Lifelong Venetian love affair
In 1975, Stroud became a tenured professor, and went on to serve three separate stints as chair of the philosophy department over the next decade and a half. After several sabbaticals at the University of Oxford in England, he spent a sabbatical in Venice and fell in love with the Northern Italian city and its people.
“He promptly set out to learn Italian, a language he had never previously studied, and developed a profound love for Venice and Venetians, and traveled regularly to Venice for the rest of his life, most recently in December 2018,” Sarah Stroud said.
Over the next three decades, his academic career at Berkeley flourished as he shaped generations of young philosophers and received honors, including fellowships from the Guggenheim Foundation, the American Academy of Arts and Sciences and the British Academy. From 1995 to 1996, he served as president of the American Philosophical Association.
Meanwhile, his visiting professorships and guest lectures took him around the world, including to the University of Oslo, the University of Athens, National Autonomous University of Mexico, and to Brazil and Argentina.

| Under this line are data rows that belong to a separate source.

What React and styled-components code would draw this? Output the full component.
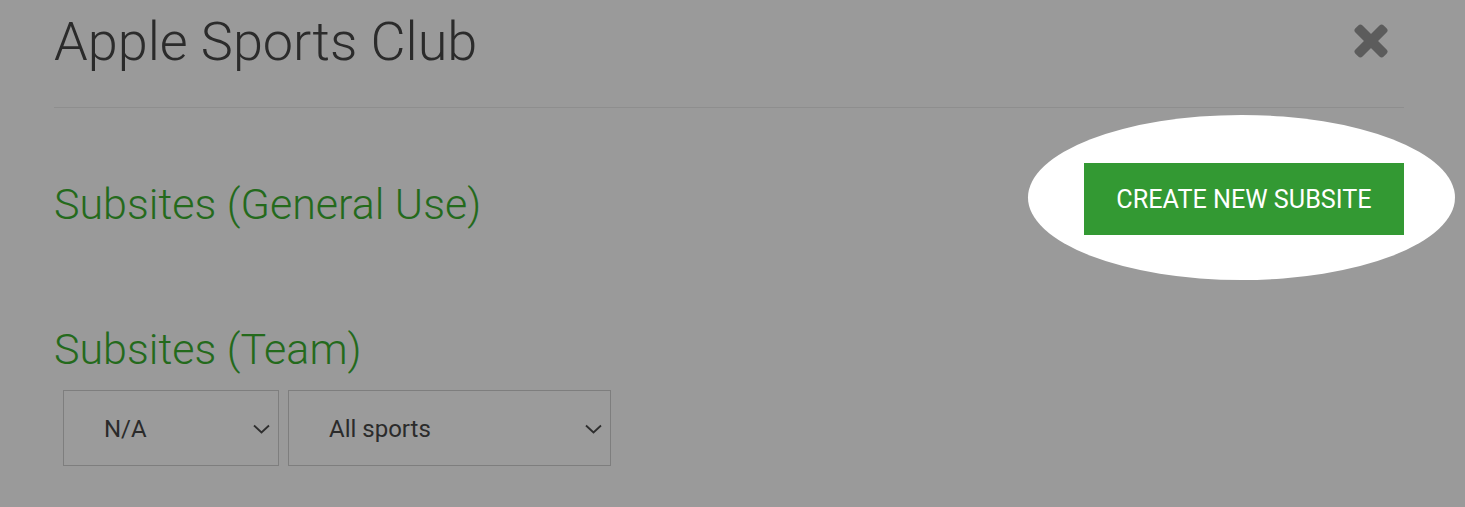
import React from "react";
import styled, { createGlobalStyle } from "styled-components";

const GlobalStyle = createGlobalStyle`
    body {
        margin: 0;
        background-color: #9a9a9a;
        font-family: Roboto, "Liberation Sans", Arial, sans-serif;
    }
`;

function CloseIcon() {
    return <svg width="34" height="34" viewBox="0 0 34 34">
        <g fill="#5c5c5c">
            <rect x="-3" y="12" width="40" height="10" rx="3" transform="rotate(45 17 17)" />
            <rect x="-3" y="12" width="40" height="10" rx="3" transform="rotate(-45 17 17)" />
        </g>
    </svg>;
}

function Chevron() {
    return <svg width="17" height="10" viewBox="0 0 17 10">
        <polyline points="1,1.5 8.5,8.5 16,1.5" fill="none" stroke="#2e2e2e" strokeWidth="1.8" />
    </svg>;
}

function App() {
    return <>
        <GlobalStyle />
        <Modal>
            <Header>
                <Title>Apple Sports Club</Title>
                <CloseButton><CloseIcon /></CloseButton>
            </Header>

            <SectionRow>
                <SectionTitle offset={10}>Subsites (General Use)</SectionTitle>
                <Highlight>
                    <CreateButton>CREATE NEW SUBSITE</CreateButton>
                </Highlight>
            </SectionRow>

            <TeamSection>
                <SectionTitle>Subsites (Team)</SectionTitle>
                <Filters>
                    <Select width={216}>
                        <span>N/A</span>
                        <Chevron />
                    </Select>
                    <Select width={323}>
                        <span>All sports</span>
                        <Chevron />
                    </Select>
                </Filters>
            </TeamSection>
        </Modal>
    </>;
}

const Modal = styled.div`
    width: 1350px;
    margin-left: 54px;
`;
const Header = styled.div`
    display: flex;
    justify-content: space-between;
    align-items: flex-start;
    height: 107px;
    border-bottom: 1px solid #8e8e8e;
`;
const Title = styled.h1`
    margin: 10px 0 0 0;
    font-size: 54px;
    font-weight: 300;
    line-height: 64px;
    color: #2b2b2b;
`;
const CloseButton = styled.div`
    margin: 24px 16px 0 0;
    line-height: 0;
`;
const SectionRow = styled.div`
    display: flex;
    justify-content: space-between;
    align-items: center;
    margin-top: 55px;
`;
const SectionTitle = styled.h2`
    margin: ${p => p.offset || 0}px 0 0 0;
    font-size: 43px;
    font-weight: 300;
    line-height: 50px;
    color: #246a1c;
`;
const Highlight = styled.div`
    position: relative;
    &::before {
        content: "";
        position: absolute;
        left: 50%;
        top: 50%;
        width: 427px;
        height: 165px;
        margin-left: -216px;
        margin-top: -84px;
        border-radius: 50%;
        background-color: #ffffff;
    }
`;
const CreateButton = styled.button`
    position: relative;
    width: 320px;
    height: 72px;
    border: none;
    background-color: #339933;
    color: #ffffff;
    font-family: Roboto, "Liberation Sans", Arial, sans-serif;
    font-size: 25.2px;
    font-weight: 400;
    padding: 0;
`;
const TeamSection = styled.div`
    margin-top: 89px;
`;
const Filters = styled.div`
    display: flex;
    gap: 9px;
    margin: 16px 0 0 9px;
`;
const Select = styled.div`
    box-sizing: border-box;
    width: ${p => p.width}px;
    height: 76px;
    display: flex;
    align-items: center;
    justify-content: space-between;
    padding: 2px 8px 0 40px;
    border: 1px solid #7e7e7e;
    background-color: #9b9b9b;
    font-size: 24px;
    color: #2b2b2b;
`;

export default App;
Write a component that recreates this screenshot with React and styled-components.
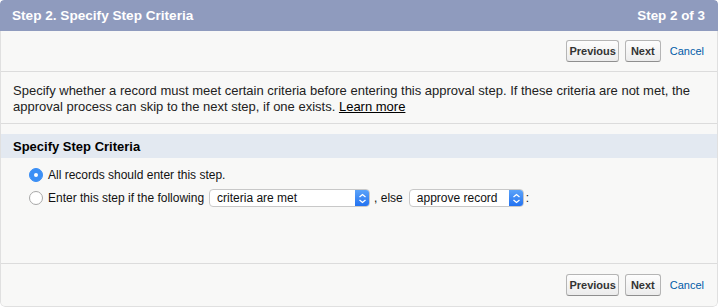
import styled, { createGlobalStyle } from "styled-components";

const GlobalStyle = createGlobalStyle`
  html, body {
    margin: 0;
    padding: 0;
    background: #ffffff;
  }
  body {
    font-family: "Liberation Sans", Arial, sans-serif;
  }
`;

export default function App() {
  return (
    <>
      <GlobalStyle />
      <Page>
        <Header>
          <Title>Step 2. Specify Step Criteria</Title>
          <StepCount>Step 2 of 3</StepCount>
        </Header>
        <Body>
          <ButtonRow>
            <Button $pad={2}>Previous</Button>
            <Button $pad={5}>Next</Button>
            <CancelLink>Cancel</CancelLink>
          </ButtonRow>
          <Description>
            Specify whether a record must meet certain criteria before entering this approval step. If these
            criteria are not met, the approval process can skip to the next step, if one exists.{" "}
            <LearnMore>Learn more</LearnMore>
          </Description>
          <Section>
            <SectionTitle>Specify Step Criteria</SectionTitle>
            <Options>
              <Option>
                <Radio checked />
                <span>All records should enter this step.</span>
              </Option>
              <Option>
                <Radio />
                <span>Enter this step if the following</span>
                <Select width={161}>
                  <span>criteria are met</span>
                  <Stepper />
                </Select>
                <Else>, else</Else>
                <Select width={115}>
                  <span>approve record</span>
                  <Stepper />
                </Select>
                <Colon>:</Colon>
              </Option>
            </Options>
          </Section>
          <ButtonRow $bottom>
            <Button $pad={2}>Previous</Button>
            <Button $pad={5}>Next</Button>
            <CancelLink>Cancel</CancelLink>
          </ButtonRow>
        </Body>
      </Page>
    </>
  );
}

function Stepper() {
  return (
    <StepperBox>
      <svg width="9" height="11" viewBox="0 0 9 11">
        <path d="M1.5 4 L4.5 1.5 L7.5 4" fill="none" stroke="#fff" strokeWidth="1.3" />
        <path d="M1.5 7 L4.5 9.5 L7.5 7" fill="none" stroke="#fff" strokeWidth="1.3" />
      </svg>
    </StepperBox>
  );
}

const Page = styled.div`
  width: 718px;
  height: 307px;
  display: flex;
  flex-direction: column;
  overflow: hidden;
  border-radius: 4px 4px 5px 5px;
`;

const Header = styled.div`
  height: 31px;
  background: #8f9bbe;
  display: flex;
  align-items: center;
  justify-content: space-between;
  padding: 0 13px 0 12px;
  border-radius: 4px 4px 0 0;
  flex-shrink: 0;
`;

const Title = styled.div`
  color: #fff;
  font-weight: bold;
  font-size: 13.6px;
`;

const StepCount = styled(Title)`
  font-size: 13.4px;
`;

const Body = styled.div`
  flex: 1;
  display: flex;
  flex-direction: column;
  background: #f8f8f7;
  border-left: 1px solid #e0e0e0;
  border-right: 1px solid #e0e0e0;
  border-bottom: 1px solid #e0e0e0;
  border-radius: 0 0 5px 5px;
`;

const ButtonRow = styled.div`
  display: flex;
  justify-content: flex-end;
  align-items: center;
  gap: 6px;
  height: ${(p) => (p.$bottom ? "42px" : "40px")};
  padding-right: 13px;
  border-bottom: ${(p) => (p.$bottom ? "none" : "1px solid #dcdcdc")};
  border-top: ${(p) => (p.$bottom ? "1px solid #dcdcdc" : "none")};
  margin-top: ${(p) => (p.$bottom ? "auto" : "0")};
`;

const Button = styled.button`
  font-family: "Liberation Sans", Arial, sans-serif;
  font-weight: bold;
  font-size: 11px;
  color: #333;
  height: 22px;
  padding: 0 ${(p) => p.$pad}px;
  background: linear-gradient(#fdfdfd, #ececec);
  border: 1px solid #b5b5b5;
  border-bottom-color: #8f8f8f;
  border-radius: 3px;
`;

const CancelLink = styled.a`
  font-size: 11px;
  color: #015ba7;
  margin-left: 3px;
`;

const Description = styled.p`
  margin: 0;
  padding: 11px 12px 8px 12px;
  font-size: 13px;
  line-height: 16px;
  color: #222;
  border-bottom: 1px solid #dcdcdc;
`;

const LearnMore = styled.a`
  color: #000;
  text-decoration: underline;
`;

const Section = styled.div`
  margin-top: 10px;
  display: flex;
  flex-direction: column;
`;

const SectionTitle = styled.div`
  background: #e3e9f1;
  height: 24px;
  display: flex;
  align-items: center;
  padding-left: 12px;
  font-weight: bold;
  font-size: 13px;
  color: #000;
`;

const Options = styled.div`
  padding: 8px 0 0 28px;
  display: flex;
  flex-direction: column;
  gap: 5px;
`;

const Option = styled.div`
  display: flex;
  align-items: center;
  height: 18px;
  font-size: 12px;
  color: #111;
  gap: 5px;
`;

const Else = styled.span`
  margin: 0 1px 0 -1px;
`;

const Colon = styled.span`
  margin-left: -3px;
`;

const Radio = styled.span`
  width: 14px;
  height: 14px;
  border-radius: 50%;
  box-sizing: border-box;
  display: inline-flex;
  align-items: center;
  justify-content: center;
  background: ${(p) => (p.checked ? "#3b8ff5" : "#fff")};
  border: 1px solid ${(p) => (p.checked ? "#3b8ff5" : "#a8a8a8")};
  &::after {
    content: "";
    width: 4px;
    height: 4px;
    border-radius: 50%;
    background: #fff;
    display: ${(p) => (p.checked ? "block" : "none")};
  }
`;

const Select = styled.div`
  width: ${(p) => p.width}px;
  height: 18px;
  box-sizing: border-box;
  display: flex;
  align-items: center;
  justify-content: space-between;
  background: #fff;
  border: 1px solid #c8c8c8;
  border-radius: 4px;
  padding-left: 7px;
  font-size: 12px;
  color: #111;
  overflow: hidden;
`;

const StepperBox = styled.span`
  width: 15px;
  height: 18px;
  margin-right: -1px;
  background: linear-gradient(#5fa6f9, #1f6ff0);
  display: flex;
  align-items: center;
  justify-content: center;
  border-radius: 0 4px 4px 0;
`;
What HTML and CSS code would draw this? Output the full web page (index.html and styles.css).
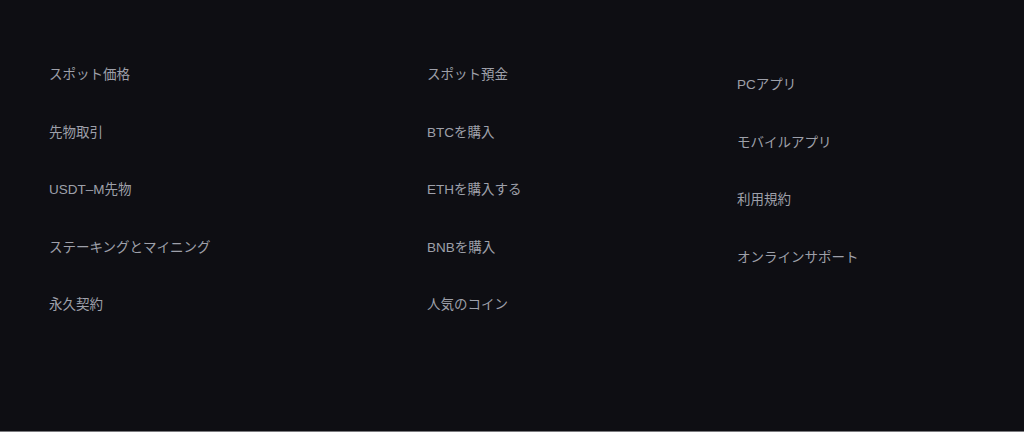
FILE: index.html
```html
<!DOCTYPE html>
<html lang="ja">
<head>
<meta charset="utf-8">
<link rel="stylesheet" href="styles.css">
</head>
<body>
<div class="page">
  <div class="cols">
    <ul class="col col1">
      <li>スポット価格</li>
      <li>先物取引</li>
      <li>USDT–M先物</li>
      <li>ステーキングとマイニング</li>
      <li>永久契約</li>
    </ul>
    <ul class="col col2">
      <li>スポット預金</li>
      <li>BTCを購入</li>
      <li>ETHを購入する</li>
      <li>BNBを購入</li>
      <li>人気のコイン</li>
    </ul>
    <ul class="col col3">
      <li>PCアプリ</li>
      <li>モバイルアプリ</li>
      <li>利用規約</li>
      <li>オンラインサポート</li>
    </ul>
  </div>
</div>
<div class="bottom-line"></div>
</body>
</html>
```
FILE: styles.css
```css
html, body {
  margin: 0;
  padding: 0;
  background: #0e0e13;
}
body {
  width: 1024px;
  height: 432px;
  overflow: hidden;
  display: flex;
  flex-direction: column;
  font-family: "Liberation Sans", "Noto Sans CJK JP", sans-serif;
}
.page {
  flex: 1;
  padding: 65px 0 0 49px;
}
.cols {
  display: flex;
}
.col {
  list-style: none;
  margin: 0;
  padding: 0;
  display: flex;
  flex-direction: column;
  gap: 37.5px;
}
.col li {
  font-size: 13.5px;
  line-height: 20px;
  height: 20px;
  color: #9ea0aa;
  white-space: nowrap;
}
.col1 { width: 378px; }
.col2 { width: 310px; }
.col3 { padding-top: 10px; }
.bottom-line {
  height: 1px;
  background: #7a7a7e;
}
```
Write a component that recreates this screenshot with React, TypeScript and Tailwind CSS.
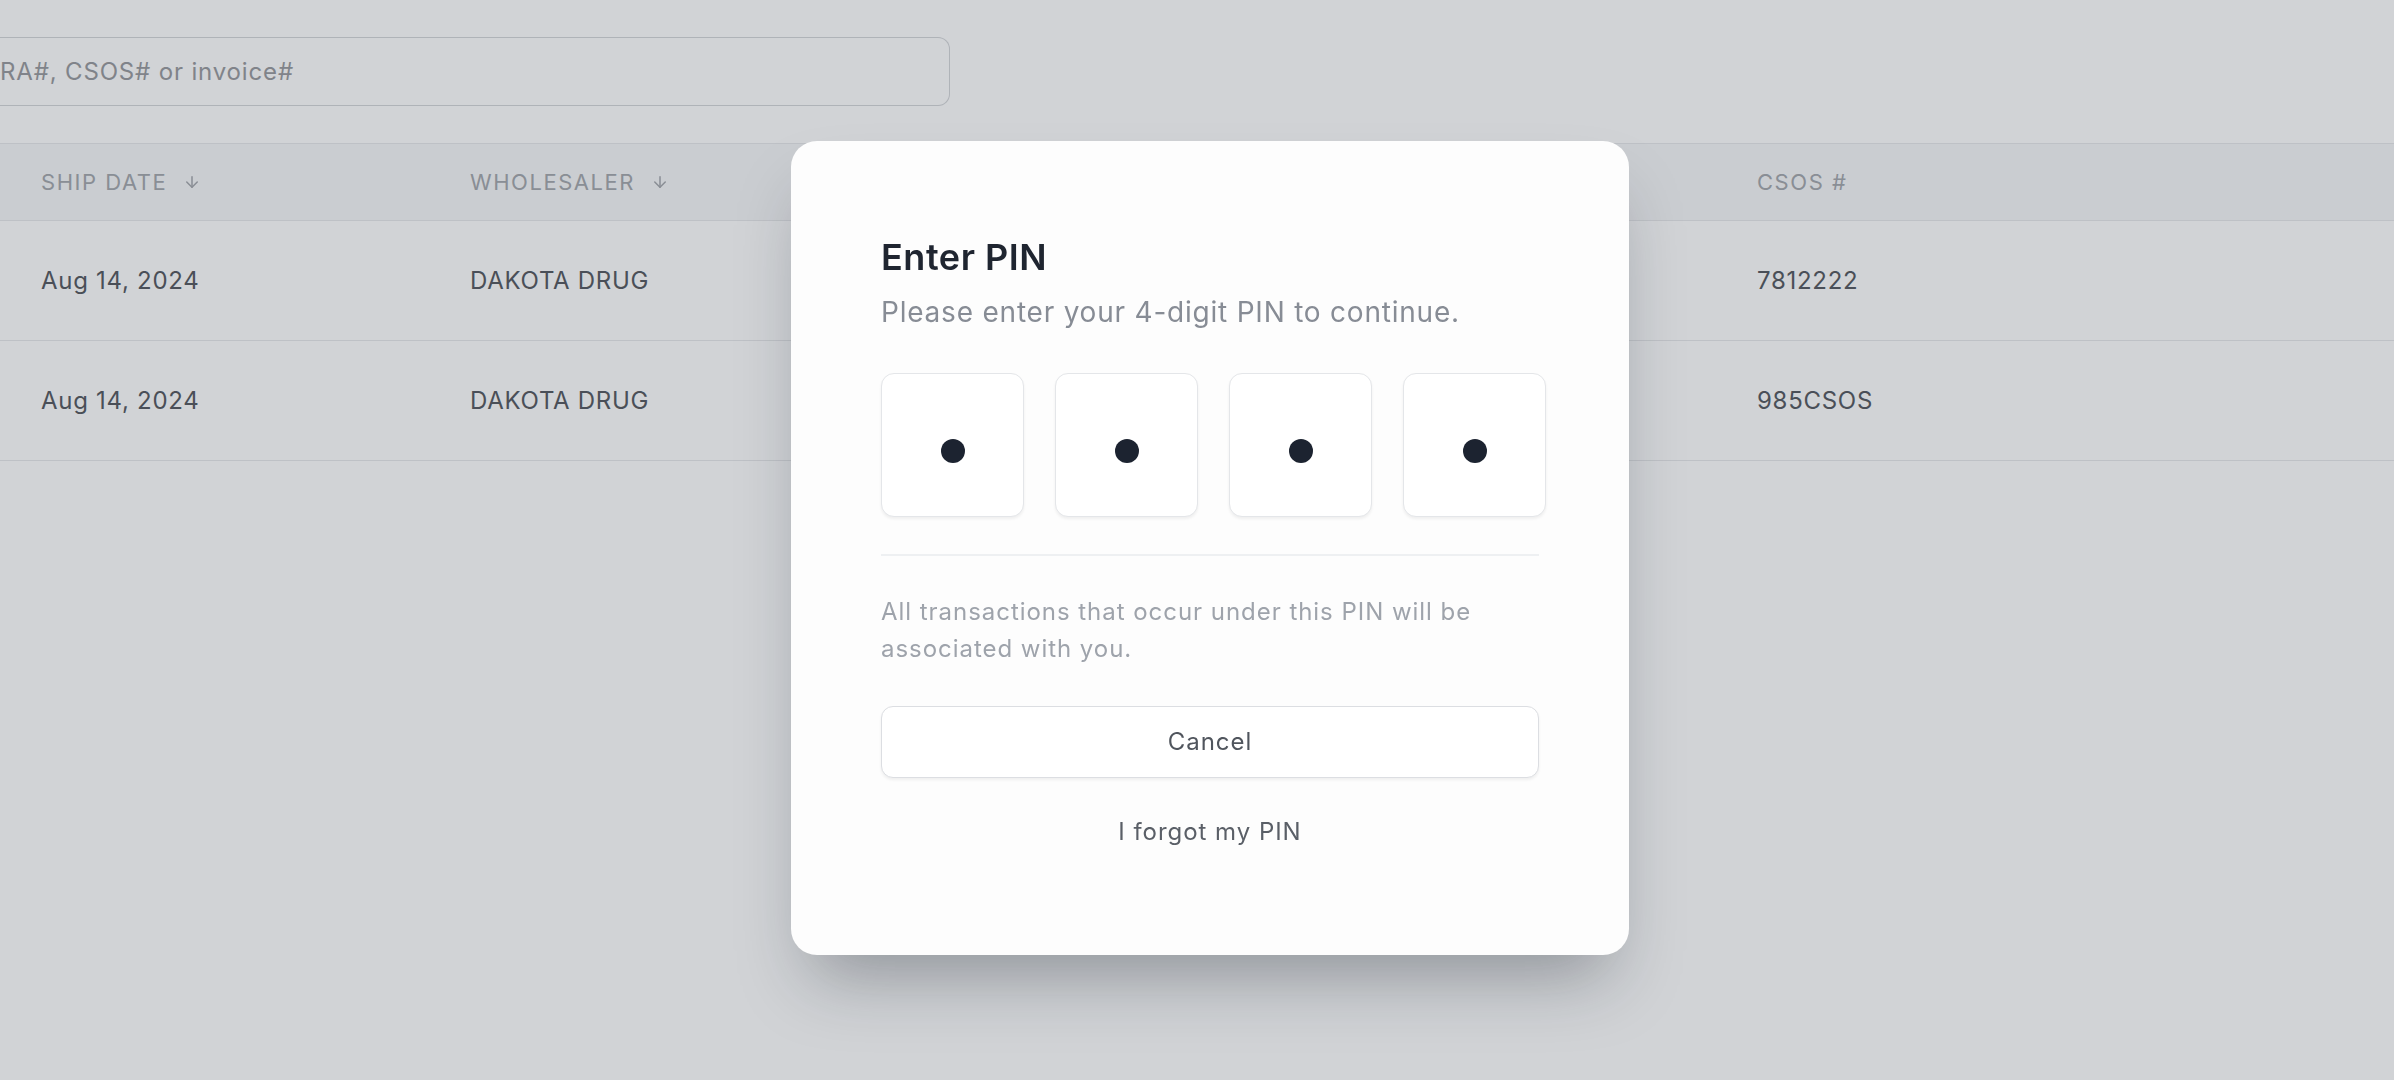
import React from 'react';
import { ArrowDown } from 'lucide-react';

// the two middle columns sit under the dialog, so they are left blank
const columns = [
  { label: 'Ship Date', sortable: true },
  { label: 'Wholesaler', sortable: true },
  { label: '', sortable: false },
  { label: '', sortable: false },
  { label: 'CSOS #', sortable: false },
];

const rows = [
  ['Aug 14, 2024', 'DAKOTA DRUG', '', '', '7812222'],
  ['Aug 14, 2024', 'DAKOTA DRUG', '', '', '985CSOS'],
];

const PinBox: React.FC = () => (
  <div className="w-[143px] h-[144px] shrink-0 flex items-center justify-center pt-[13px] bg-white border border-[#e4e6e9] rounded-[13px] shadow-[0_2px_3px_rgba(0,0,0,0.06)]">
    <div className="w-[24px] h-[24px] rounded-full bg-[#1c2330]" />
  </div>
);

export default function App() {
  return (
    <div className="relative min-h-screen w-full overflow-hidden bg-white font-['Inter',sans-serif]">
      {/* search */}
      <div className="pt-[37px]">
        <div className="w-[950px] h-[69px] flex items-center bg-white border border-l-0 border-[#d5d7da] rounded-r-[12px]">
          <span className="text-[24px] tracking-[0.035em] text-[#9a9ca0] leading-none">RA#, CSOS# or invoice#</span>
        </div>
      </div>

      {/* table */}
      <div className="mt-[37px] border-t border-[#e8e9eb]">
        <div className="grid grid-cols-[429px_429px_429px_429px_1fr] pl-[41px] h-[77px] items-center bg-[#f7f8f9] border-b border-[#e8e9eb]">
          {columns.map((c, i) => (
            <div key={i} className="flex items-center text-[22px] uppercase tracking-[0.07em] text-[#a6a9ae]">
              <span>{c.label}</span>
              {c.sortable && <ArrowDown className="ml-[16px] w-[18px] h-[18px]" strokeWidth={2} />}
            </div>
          ))}
        </div>
        {rows.map((r, i) => (
          <div key={i} className="grid grid-cols-[429px_429px_429px_429px_1fr] pl-[41px] h-[120px] items-center border-b border-[#e8e9eb]">
            {r.map((cell, j) => (
              <div key={j} className="text-[24px] tracking-[0.03em] text-[#575b62]">{cell}</div>
            ))}
          </div>
        ))}
      </div>

      {/* overlay */}
      <div className="fixed inset-0 bg-[#192332]/20" />

      {/* dialog */}
      <div className="fixed inset-0 flex items-center justify-center pl-[26px] pt-[15px]">
        <div className="w-[838px] bg-[#fdfdfd] rounded-[26px] px-[90px] pt-[92px] pb-[89px] shadow-[0_40px_70px_-20px_rgba(20,28,40,0.35)]">
          <h2 className="text-[36px] leading-[48px] font-semibold tracking-[0.015em] text-[#1f2530]">Enter PIN</h2>
          <p className="mt-[10px] text-[28px] leading-[42px] tracking-[0.028em] text-[#878c95]">Please enter your 4-digit PIN to continue.</p>

          <div className="mt-[40px] flex gap-[31px]">
            <PinBox />
            <PinBox />
            <PinBox />
            <PinBox />
          </div>

          <div className="mt-[37px] h-[2px] bg-[#eef0f2]" />

          <p className="mt-[37px] text-[24px] leading-[37px] tracking-[0.04em] text-[#9ea3ab]">
            All transactions that occur under this PIN will be associated with you.
          </p>

          <button className="mt-[39px] w-full h-[72px] bg-white border border-[#dcdee2] rounded-[12px] shadow-[0_2px_3px_rgba(0,0,0,0.06)] text-[24px] tracking-[0.04em] text-[#50555d]">
            Cancel
          </button>

          <button className="mt-[20px] w-full py-[16px] text-[24px] leading-[36px] tracking-[0.04em] text-[#5a5f67]">
            I forgot my PIN
          </button>
        </div>
      </div>
    </div>
  );
}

In 2007 at Berkeley, Stroud was named the Willis S. and Marion Slusser Professor of Philosophy, a position he held until his retirement in 2016. He continued to teach and advise until weeks before his death.
In an online tribute to Stroud, John Tasioulas, a professor of politics, philosophy and law at England’s King’s College London, tweeted this:
“All too often philosophers portray themselves as having it all figured out, a glibness of attitude that is starkly at odds with the difficulty and persistence of philosophical problems. One of the greatest opponents of this glibness in our day was Barry Stroud. RIP.”
Stroud is survived by his daughters, Sarah Stroud, of Chapel Hill, North Carolina, Julie Stroud of Berkeley and Martha Stroud of Los Angeles; his brother, Ronald Stroud and sister-in law Helen Stroud, of Berkeley; son-in-law Daniel Hellerman; a niece, nephew and two grandchildren.
A campus memorial for Stroud will be held on Nov. 2. Details about the time and location will be posted on the Department of Philosophy’s website.